───── Collected data
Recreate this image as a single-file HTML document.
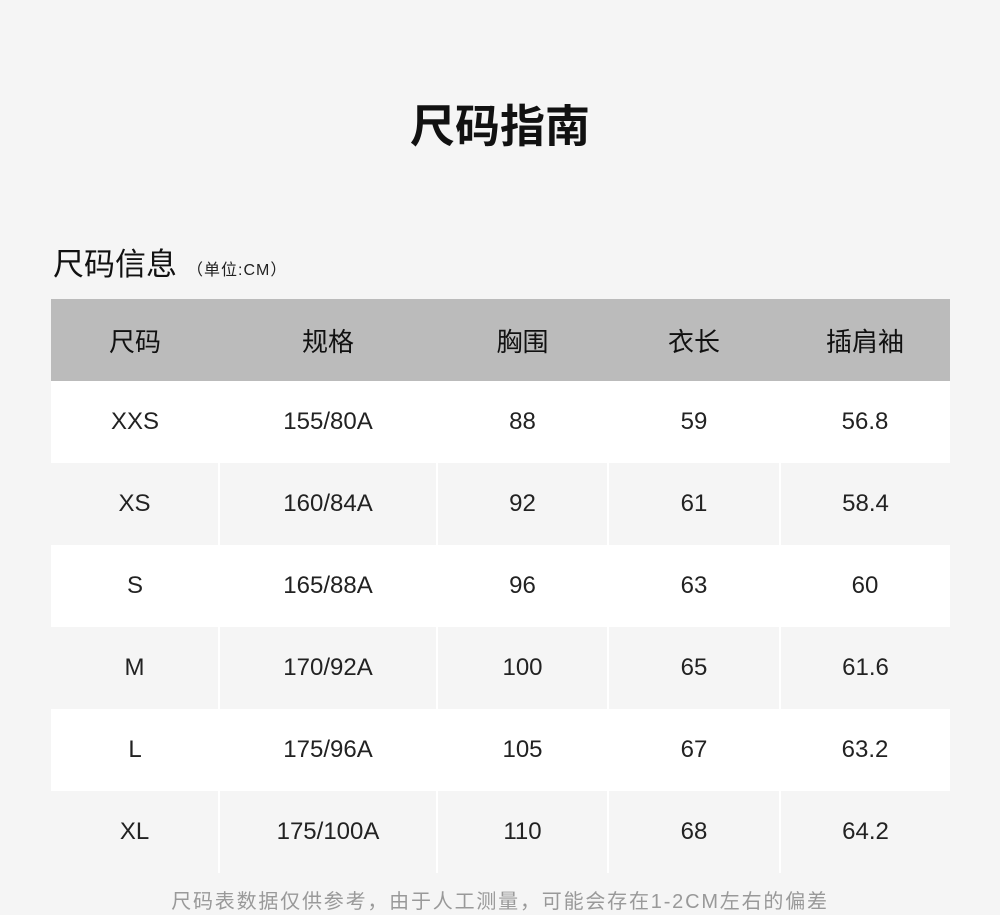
<!DOCTYPE html>
<html><head><meta charset="utf-8"><style>
*{margin:0;padding:0;box-sizing:border-box}
body{width:1000px;height:914px;background:#f5f5f5;font-family:"Liberation Sans","Noto Sans CJK SC",sans-serif;color:#222;position:relative;overflow:hidden}
.t{position:absolute;left:0;width:1000px;top:97px;text-align:center;font-size:45px;font-weight:bold;line-height:60px;color:#111}
.s{position:absolute;left:53px;top:244px;font-size:31px;line-height:42px;color:#111}
.s small{font-size:16px;color:#222;margin-left:10px;letter-spacing:1px}
table{position:absolute;left:51px;top:299px;width:899px;border-collapse:collapse;table-layout:fixed}
td{height:82px;text-align:center;font-size:24px;color:#222;padding:0}
tr.h td{background:#bbb;font-size:26px;color:#111}
tr.w td{background:#fff}
tr.g td{background:#f5f5f5;border-left:2px solid #fff}
tr.g td:first-child{border-left:none}
.f{position:absolute;left:0;width:1000px;top:889px;text-align:center;font-size:20px;letter-spacing:1.8px;color:#999;line-height:26px}
</style></head><body>
<div class="t">尺码指南</div>
<div class="s">尺码信息<small>（单位:CM）</small></div>
<table>
<colgroup><col style="width:168px"><col style="width:218px"><col style="width:171px"><col style="width:172px"><col style="width:170px"></colgroup>
<tr class="h"><td>尺码</td><td>规格</td><td>胸围</td><td>衣长</td><td>插肩袖</td></tr>
<tr class="w"><td>XXS</td><td>155/80A</td><td>88</td><td>59</td><td>56.8</td></tr>
<tr class="g"><td>XS</td><td>160/84A</td><td>92</td><td>61</td><td>58.4</td></tr>
<tr class="w"><td>S</td><td>165/88A</td><td>96</td><td>63</td><td>60</td></tr>
<tr class="g"><td>M</td><td>170/92A</td><td>100</td><td>65</td><td>61.6</td></tr>
<tr class="w"><td>L</td><td>175/96A</td><td>105</td><td>67</td><td>63.2</td></tr>
<tr class="g"><td>XL</td><td>175/100A</td><td>110</td><td>68</td><td>64.2</td></tr>
</table>
<div class="f">尺码表数据仅供参考，由于人工测量，可能会存在1-2CM左右的偏差</div>
</body></html>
──────────
■ Aim of the exercise:
Write out the listing word for word, omitting the pictures it holds.

■ Final result:
Recreate this image as a single-file HTML document.
<!DOCTYPE html>
<html><head><meta charset="utf-8"><style>
*{margin:0;padding:0;box-sizing:border-box}
body{width:1000px;height:914px;background:#f5f5f5;font-family:"Liberation Sans","Noto Sans CJK SC",sans-serif;color:#222;position:relative;overflow:hidden}
.t{position:absolute;left:0;width:1000px;top:97px;text-align:center;font-size:45px;font-weight:bold;line-height:60px;color:#111}
.s{position:absolute;left:53px;top:244px;font-size:31px;line-height:42px;color:#111}
.s small{font-size:16px;color:#222;margin-left:10px;letter-spacing:1px}
table{position:absolute;left:51px;top:299px;width:899px;border-collapse:collapse;table-layout:fixed}
td{height:82px;text-align:center;font-size:24px;color:#222;padding:0}
tr.h td{background:#bbb;font-size:26px;color:#111}
tr.w td{background:#fff}
tr.g td{background:#f5f5f5;border-left:2px solid #fff}
tr.g td:first-child{border-left:none}
.f{position:absolute;left:0;width:1000px;top:889px;text-align:center;font-size:20px;letter-spacing:1.8px;color:#999;line-height:26px}
</style></head><body>
<div class="t">尺码指南</div>
<div class="s">尺码信息<small>（单位:CM）</small></div>
<table>
<colgroup><col style="width:168px"><col style="width:218px"><col style="width:171px"><col style="width:172px"><col style="width:170px"></colgroup>
<tr class="h"><td>尺码</td><td>规格</td><td>胸围</td><td>衣长</td><td>插肩袖</td></tr>
<tr class="w"><td>XXS</td><td>155/80A</td><td>88</td><td>59</td><td>56.8</td></tr>
<tr class="g"><td>XS</td><td>160/84A</td><td>92</td><td>61</td><td>58.4</td></tr>
<tr class="w"><td>S</td><td>165/88A</td><td>96</td><td>63</td><td>60</td></tr>
<tr class="g"><td>M</td><td>170/92A</td><td>100</td><td>65</td><td>61.6</td></tr>
<tr class="w"><td>L</td><td>175/96A</td><td>105</td><td>67</td><td>63.2</td></tr>
<tr class="g"><td>XL</td><td>175/100A</td><td>110</td><td>68</td><td>64.2</td></tr>
</table>
<div class="f">尺码表数据仅供参考，由于人工测量，可能会存在1-2CM左右的偏差</div>
</body></html>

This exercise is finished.